• What to work on:
What is the number of lines containing the word "React"? Give that number alone.

• Data extract:

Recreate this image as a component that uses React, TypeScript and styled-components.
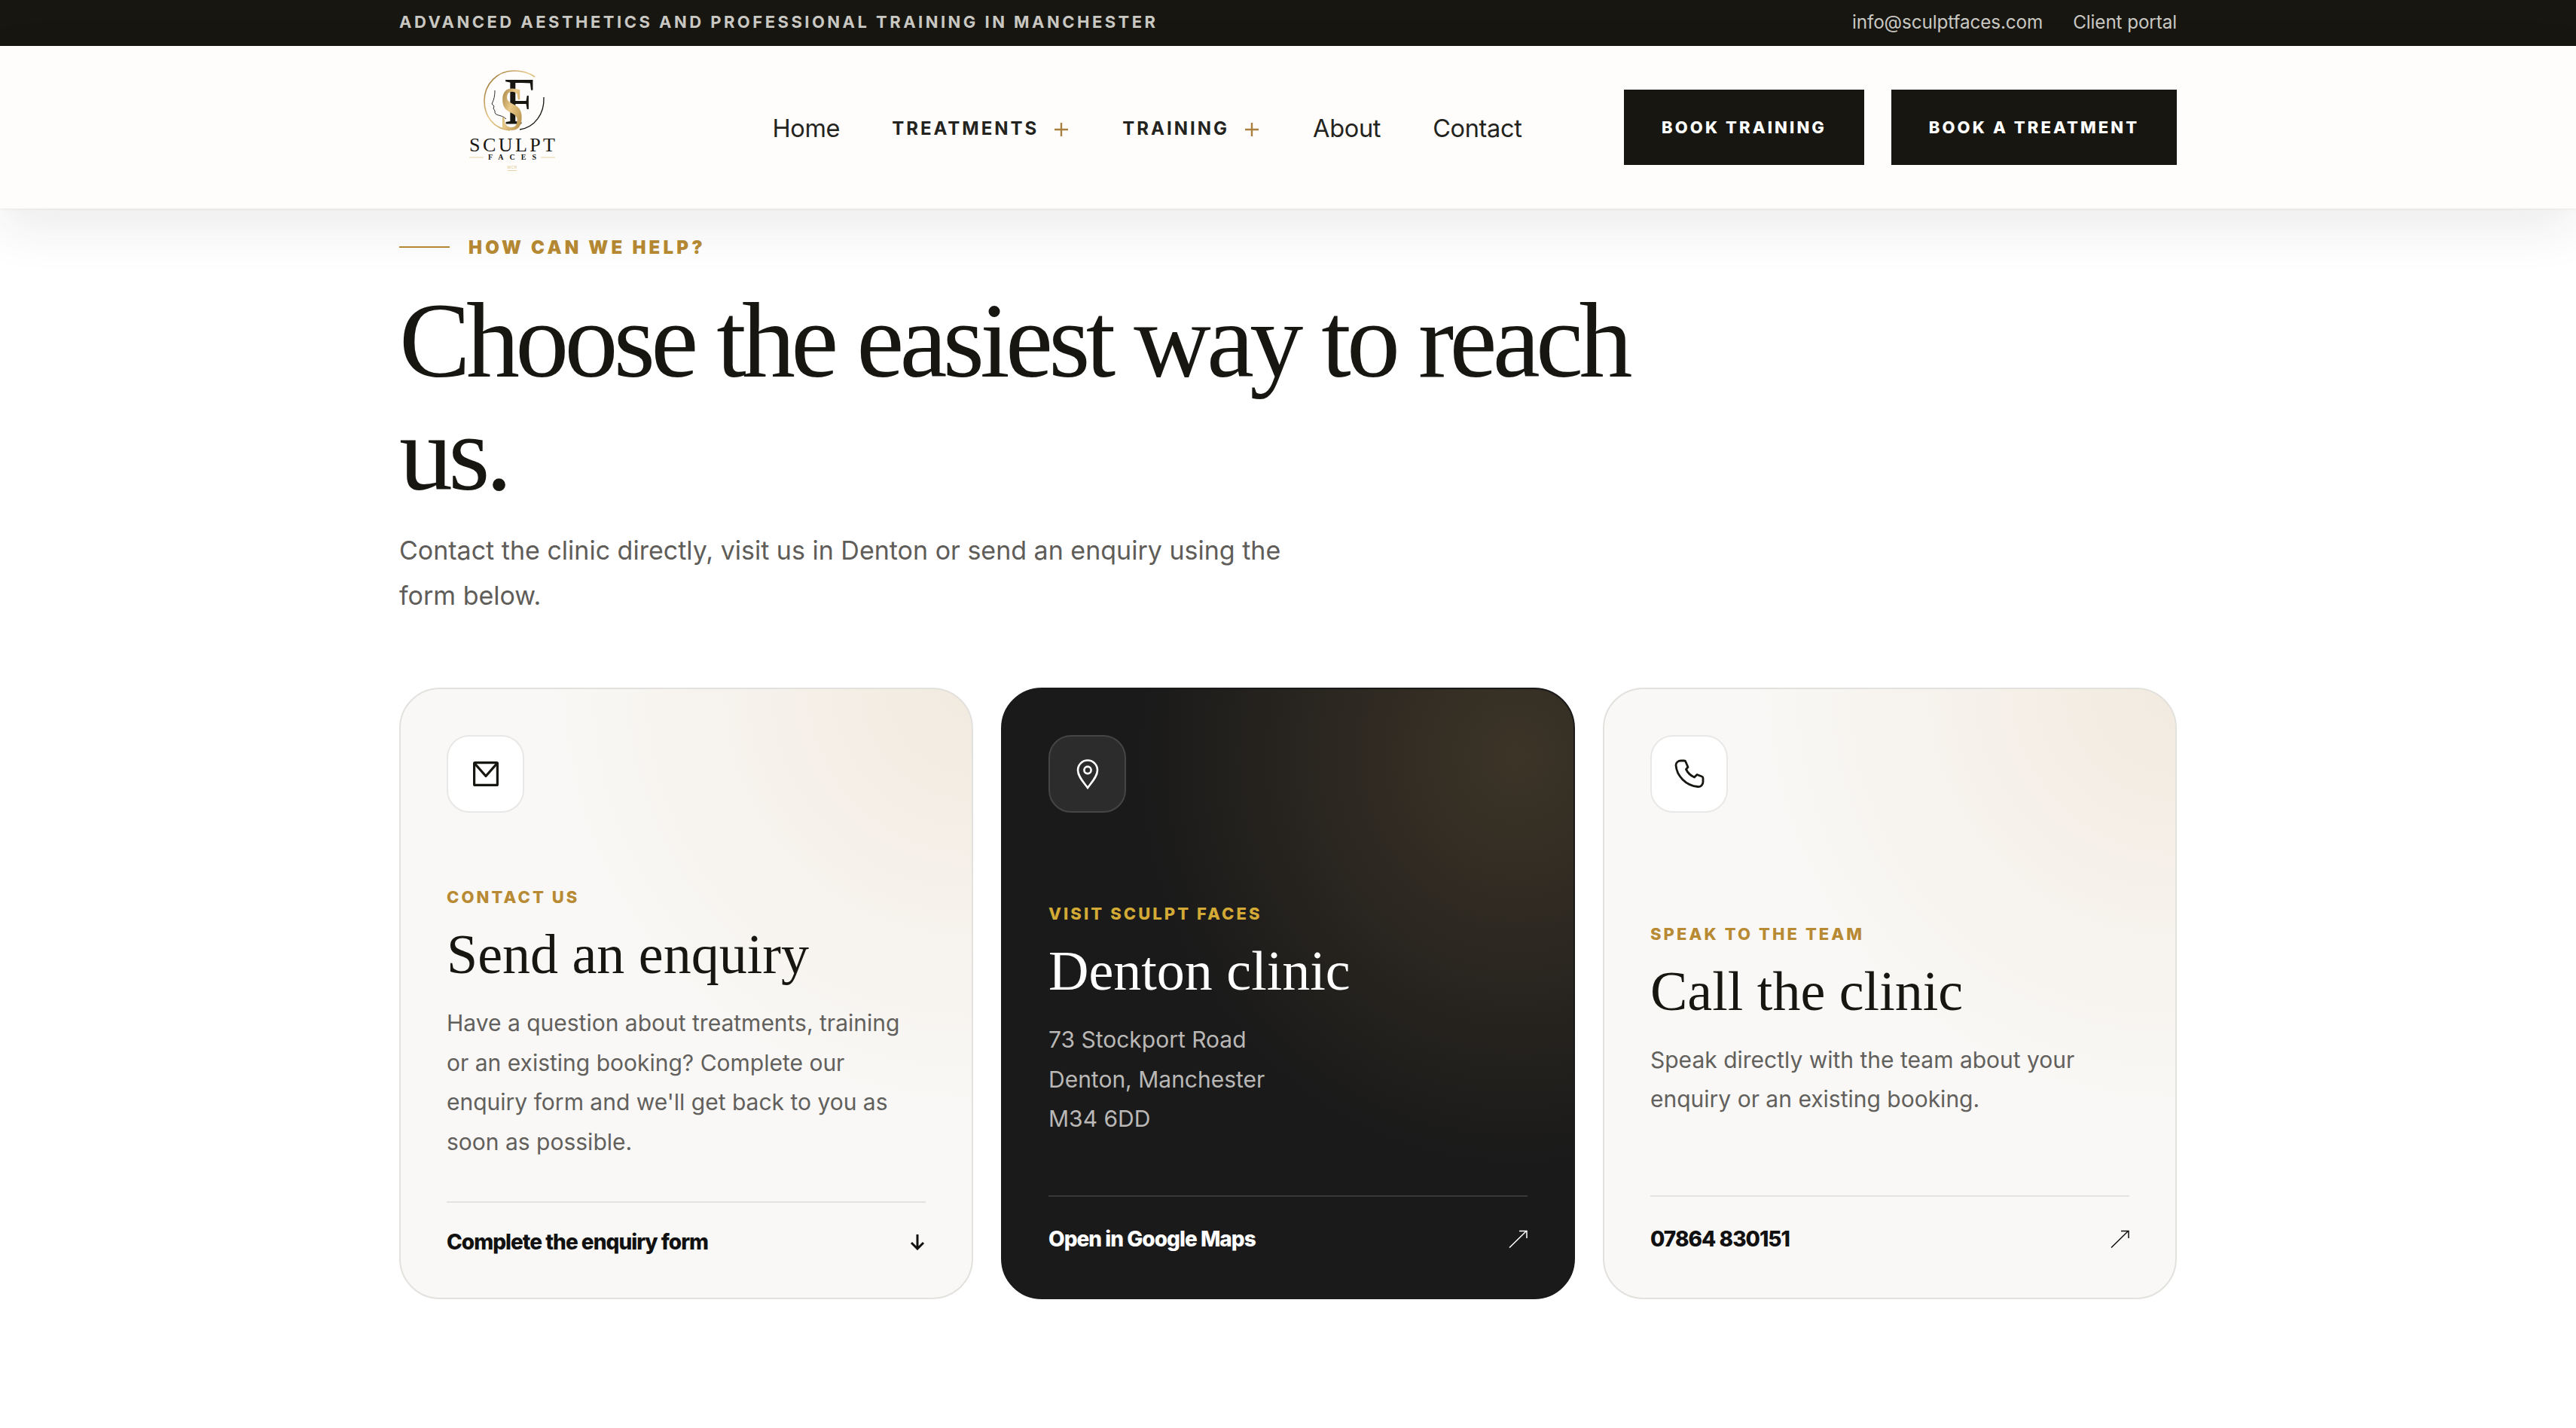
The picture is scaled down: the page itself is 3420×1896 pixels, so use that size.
import * as React from "react";
import styled, { createGlobalStyle } from "styled-components";

const INK = "#171611";
const GOLD = "#b88a33";
const SERIF = `"Liberation Serif", "Times New Roman", serif`;

const GlobalStyle = createGlobalStyle`
  * { box-sizing: border-box; }
  html, body { margin: 0; padding: 0; background: #ffffff; }
  body { font-family: Inter, "Liberation Sans", sans-serif; color: ${INK}; }
`;

const Container = styled.div`
  width: 2360px;
  margin: 0 auto;
`;

const TopBar = styled.div`
  height: 61px;
  background: ${INK};
  color: #c9c8c3;
`;

const TopBarInner = styled(Container)`
  height: 100%;
  display: flex;
  align-items: center;
  justify-content: space-between;
  padding-bottom: 4px;
`;

const Tagline = styled.span`
  font-size: 22px;
  font-weight: 700;
  letter-spacing: 0.158em;
  text-transform: uppercase;
`;

const TopLinks = styled.div`
  display: flex;
  gap: 40px;
`;

const TopLink = styled.a`
  font-size: 24.3px;
  letter-spacing: -0.005em;
`;

const Header = styled.header`
  position: relative;
  z-index: 2;
  height: 216px;
  background: #fefdfb;
  box-shadow: 0 1px 2px rgba(0, 0, 0, 0.06), 0 24px 64px rgba(30, 30, 30, 0.09);
`;

const HeaderInner = styled(Container)`
  height: 100%;
  display: flex;
  align-items: center;
  justify-content: space-between;
`;

const LogoLink = styled.a`
  display: flex;
  width: 360px;
  padding-left: 85px;
`;

const Nav = styled.nav`
  display: flex;
  align-items: center;
  gap: 69px;
  padding-top: 2px;
`;

const NavLink = styled.a`
  font-size: 32.5px;
  letter-spacing: -0.01em;
  color: #232320;
`;

const NavDrop = styled.a`
  display: flex;
  align-items: center;
  gap: 21px;
  margin-right: 3px;
  font-size: 24px;
  font-weight: 700;
  letter-spacing: 0.125em;
  color: #232320;
  text-transform: uppercase;
`;

const Plus = styled.svg`
  width: 18px;
  height: 18px;
  margin-top: 3px;
  stroke: #a9803f;
  stroke-width: 2.4;
`;

const Actions = styled.div`
  display: flex;
  gap: 36px;
`;

const BookButton = styled.a`
  height: 100px;
  display: flex;
  align-items: center;
  justify-content: center;
  width: ${(p) => p.$width}px;
  background: ${INK};
  color: #ffffff;
  font-size: 22px;
  font-weight: 800;
  letter-spacing: 0.14em;
  text-transform: uppercase;
`;

const Main = styled(Container)`
  padding-top: 33px;
  padding-bottom: 146px;
`;

const Eyebrow = styled.div`
  display: flex;
  align-items: center;
  gap: 25px;
  height: 36px;
  font-size: 24px;
  font-weight: 900;
  letter-spacing: 0.175em;
  color: ${GOLD};
  text-transform: uppercase;
  &::before {
    content: "";
    width: 67px;
    height: 2px;
    background: ${GOLD};
  }
`;

const Title = styled.h1`
  width: 1700px;
  margin: 31px 0 0;
  font-family: ${SERIF};
  font-size: 142px;
  font-weight: 400;
  line-height: 150px;
  letter-spacing: -5.75px;
  color: ${INK};
`;

const Lead = styled.p`
  width: 1240px;
  margin: 24px 0 0;
  font-size: 34px;
  line-height: 60px;
  color: #5f5d59;
`;

const Cards = styled.div`
  display: grid;
  grid-template-columns: repeat(3, 1fr);
  gap: 37px;
  margin-top: 92px;
`;

const Card = styled.article`
  height: 812px;
  display: flex;
  flex-direction: column;
  padding: 61px;
  border-radius: 54px;
  border: 2px solid ${(p) => (p.$dark ? "#1a1a1a" : "#e3e1dd")};
  background: ${(p) =>
    p.$dark
      ? "radial-gradient(ellipse 500px 540px at 90% 11%, rgba(184, 145, 85, 0.22), rgba(184, 145, 85, 0) 100%), #1a1a1a"
      : "radial-gradient(ellipse 560px 560px at 100% 0, #f2eadf, rgba(242, 234, 223, 0) 100%), #f9f8f6"};
  color: ${(p) => (p.$dark ? "#ffffff" : INK)};
`;

const IconTile = styled.div`
  flex: none;
  width: 103px;
  height: 103px;
  display: flex;
  align-items: center;
  justify-content: center;
  border-radius: 30px;
  border: 2px solid ${(p) => (p.$dark ? "#454545" : "#e9e8e6")};
  background: ${(p) => (p.$dark ? "#2c2c2c" : "#ffffff")};
  color: ${(p) => (p.$dark ? "#ffffff" : INK)};
`;

const CardBody = styled.div`
  margin: auto 0;
  padding-top: 46px;
`;

const CardLabel = styled.div`
  font-size: 22px;
  line-height: 27px;
  font-weight: 800;
  letter-spacing: 0.14em;
  color: ${(p) => (p.$dark ? "#d3aa35" : GOLD)};
  text-transform: uppercase;
`;

const CardTitle = styled.h2`
  margin: 22px 0 0;
  font-family: ${SERIF};
  font-size: 74px;
  line-height: 80px;
  font-weight: 400;
  color: ${(p) => (p.$dark ? "#ffffff" : INK)};
`;

const CardText = styled.p`
  margin: 25px 0 0;
  font-size: 30px;
  line-height: 52.5px;
  color: ${(p) => (p.$dark ? "#b9b8b6" : "#62605c")};
`;

const CardFooter = styled.a`
  display: flex;
  align-items: center;
  justify-content: space-between;
  padding-top: 39px;
  border-top: 2px solid ${(p) => (p.$dark ? "#383838" : "#e4e3e0")};
  font-size: 28px;
  line-height: 26px;
  font-weight: 800;
  letter-spacing: -0.035em;
  color: ${(p) => (p.$dark ? "#ffffff" : "#111111")};
`;

const ArrowSlot = styled.span`
  display: flex;
  align-items: center;
  height: ${(p) => p.$height}px;
  padding-right: ${(p) => p.$inset}px;
`;

const SculptLogo = () => (
  <svg width="130" height="170" viewBox="0 -5 130 170">
    <defs>
      <linearGradient id="logoGold" x1="0" y1="0" x2="1" y2="1">
        <stop offset="0" stopColor="#8a6420" />
        <stop offset="0.45" stopColor="#e8c98a" />
        <stop offset="1" stopColor="#a37a30" />
      </linearGradient>
    </defs>
    <path d="M62 84 C40 82 28 65 28 45 C28 22 46 5 67 5 C78 5 88 8 95 13" fill="none" stroke="url(#logoGold)" strokeWidth="1.6" />
    <path d="M107 40 C108 62 95 80 75 83" fill="none" stroke="#171611" strokeWidth="1.3" />
    <path d="M42 31 C42 38 41 43 38 49 L41 52 L40 55 L42 58 C41 66 50 62 57 69" fill="none" stroke="#171611" strokeWidth="0.9" />
    <text transform="translate(54 75) scale(0.84 1)" fontFamily={SERIF} fontSize="88" fill="#171611">F</text>
    <text transform="translate(49 83) scale(0.68 1)" fontFamily={SERIF} fontSize="82" fontWeight="700" fill="url(#logoGold)">S</text>
    <text x="8" y="112" textLength="114" lengthAdjust="spacing" fontFamily={SERIF} fontSize="26" fill="#171611">SCULPT</text>
    <text x="33" y="123" textLength="64" lengthAdjust="spacing" fontFamily={SERIF} fontSize="10" fontWeight="700" fill="#171611">FACES</text>
    <path d="M8 120 H27 M103 120 H122" stroke="#e6d3a8" strokeWidth="1" />
    <text x="65" y="135" textAnchor="middle" fontFamily={"Inter, sans-serif"} fontSize="5" letterSpacing="0.6" fill="#e2c88f">MCR</text>
    <path d="M59 137.5 H71" stroke="#e6d3a8" strokeWidth="1" />
  </svg>
);

const PlusIcon = () => (
  <Plus viewBox="0 0 18 18">
    <path d="M9 0 V18 M0 9 H18" />
  </Plus>
);

const MailIcon = () => (
  <svg width="34" height="33" viewBox="0 0 34 33" fill="none" stroke="currentColor" strokeWidth="3.2" strokeLinejoin="round">
    <rect x="1.6" y="1.6" width="30.8" height="29.8" rx="1" />
    <path d="M2.5 3 L17 19.5 L31.5 3" />
  </svg>
);

const PinIcon = () => (
  <svg width="30" height="40" viewBox="0 0 30 40" fill="none" stroke="currentColor" strokeWidth="2.6">
    <path d="M15 38 C10 31 2 23 2 14.5 A13 13 0 0 1 28 14.5 C28 23 20 31 15 38 Z" />
    <circle cx="15" cy="14.5" r="4.6" />
  </svg>
);

const PhoneIcon = () => (
  <svg width="40" height="39" viewBox="0 0 40 39" fill="none" stroke="currentColor" strokeWidth="2.8" strokeLinejoin="round">
    <path d="M8.7 2 H13 Q14.5 2 15 3.5 L18 10.5 L15.5 13.5 C17.5 17.5 22 22 26.5 24 L30 20.5 L36.5 23 Q38 23.5 38 25 V30 C38 34 35 37 31 36.5 C15 35 3 22 2 8 C2 4.5 5 2 8.7 2 Z" />
  </svg>
);

const ArrowDown = () => (
  <svg width="20" height="21" viewBox="0 0 20 21" fill="none" stroke="currentColor" strokeWidth="3">
    <path d="M10 0 V19 M2 11 L10 19 L18 11" />
  </svg>
);

const ArrowUpRight = () => (
  <svg width="25" height="24" viewBox="0 0 25 24" fill="none" stroke="currentColor" strokeWidth="1.5">
    <path d="M1 23.5 L24 1 M14 1.5 H24 V11" />
  </svg>
);

export default function App() {
  return (
    <>
      <GlobalStyle />
      <TopBar>
        <TopBarInner>
          <Tagline>Advanced aesthetics and professional training in Manchester</Tagline>
          <TopLinks>
            <TopLink>info@sculptfaces.com</TopLink>
            <TopLink>Client portal</TopLink>
          </TopLinks>
        </TopBarInner>
      </TopBar>
      <Header>
        <HeaderInner>
          <LogoLink>
            <SculptLogo />
          </LogoLink>
          <Nav>
            <NavLink>Home</NavLink>
            <NavDrop>
              Treatments <PlusIcon />
            </NavDrop>
            <NavDrop>
              Training <PlusIcon />
            </NavDrop>
            <NavLink>About</NavLink>
            <NavLink>Contact</NavLink>
          </Nav>
          <Actions>
            <BookButton $width={319}>Book training</BookButton>
            <BookButton $width={379}>Book a treatment</BookButton>
          </Actions>
        </HeaderInner>
      </Header>
      <Main>
        <Eyebrow>How can we help?</Eyebrow>
        <Title>Choose the easiest way to reach us.</Title>
        <Lead>
          Contact the clinic directly, visit us in Denton or send an enquiry using the form below.
        </Lead>
        <Cards>
          <Card>
            <IconTile>
              <MailIcon />
            </IconTile>
            <CardBody>
              <CardLabel>Contact us</CardLabel>
              <CardTitle>Send an enquiry</CardTitle>
              <CardText>
                Have a question about treatments, training or an existing booking? Complete our
                enquiry form and we'll get back to you as soon as possible.
              </CardText>
            </CardBody>
            <CardFooter>
              Complete the enquiry form
              <ArrowSlot $height={26} $inset={1}>
                <ArrowDown />
              </ArrowSlot>
            </CardFooter>
          </Card>
          <Card $dark>
            <IconTile $dark>
              <PinIcon />
            </IconTile>
            <CardBody>
              <CardLabel $dark>Visit Sculpt Faces</CardLabel>
              <CardTitle $dark>Denton clinic</CardTitle>
              <CardText $dark>
                73 Stockport Road
                <br />
                Denton, Manchester
                <br />
                M34 6DD
              </CardText>
            </CardBody>
            <CardFooter $dark>
              Open in Google Maps
              <ArrowSlot $height={34} $inset={0}>
                <ArrowUpRight />
              </ArrowSlot>
            </CardFooter>
          </Card>
          <Card>
            <IconTile>
              <PhoneIcon />
            </IconTile>
            <CardBody>
              <CardLabel>Speak to the team</CardLabel>
              <CardTitle>Call the clinic</CardTitle>
              <CardText>
                Speak directly with the team about your enquiry or an existing booking.
              </CardText>
            </CardBody>
            <CardFooter>
              07864 830151
              <ArrowSlot $height={34} $inset={0}>
                <ArrowUpRight />
              </ArrowSlot>
            </CardFooter>
          </Card>
        </Cards>
      </Main>
    </>
  );
}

• Answer below:
2